■ **Objective**
Return all the data below as it stands, minus the pictures.

---------- Dataset excerpt ----------

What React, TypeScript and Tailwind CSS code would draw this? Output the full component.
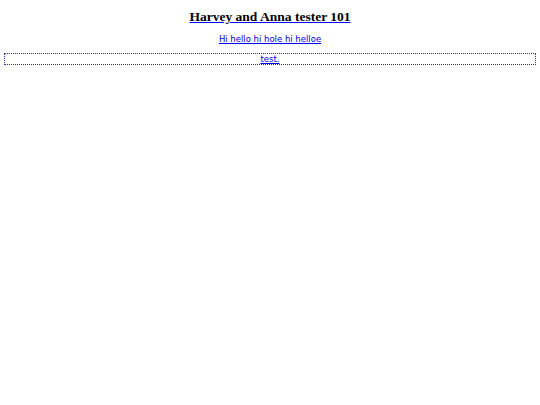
export default function App() {
  return (
    <div className="min-h-[405px] bg-white px-1 pt-[8px]">
      <h1 className="text-center font-['Liberation_Serif',serif] text-[13.5px] font-bold leading-[17px] text-black">
        <a href="#" className="underline decoration-[#0000ee]">
          Harvey and Anna tester 101
        </a>
      </h1>
      <p className="mt-[9px] text-center font-['DejaVu_Sans',sans-serif] text-[8.5px] leading-[11px]">
        <a href="#" className="text-[#0000ee] underline">
          Hi hello hi hole hi helloe
        </a>
      </p>
      <div className="mt-[8px] border border-dotted border-[#3030a0] text-center font-['DejaVu_Sans',sans-serif] text-[8.5px] leading-[10px]">
        <a href="#" className="text-[#0000ee] underline">
          test.
        </a>
      </div>
    </div>
  );
}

----------

■ **Task answer**
What React, TypeScript and Tailwind CSS code would draw this? Output the full component.
export default function App() {
  return (
    <div className="min-h-[405px] bg-white px-1 pt-[8px]">
      <h1 className="text-center font-['Liberation_Serif',serif] text-[13.5px] font-bold leading-[17px] text-black">
        <a href="#" className="underline decoration-[#0000ee]">
          Harvey and Anna tester 101
        </a>
      </h1>
      <p className="mt-[9px] text-center font-['DejaVu_Sans',sans-serif] text-[8.5px] leading-[11px]">
        <a href="#" className="text-[#0000ee] underline">
          Hi hello hi hole hi helloe
        </a>
      </p>
      <div className="mt-[8px] border border-dotted border-[#3030a0] text-center font-['DejaVu_Sans',sans-serif] text-[8.5px] leading-[10px]">
        <a href="#" className="text-[#0000ee] underline">
          test.
        </a>
      </div>
    </div>
  );
}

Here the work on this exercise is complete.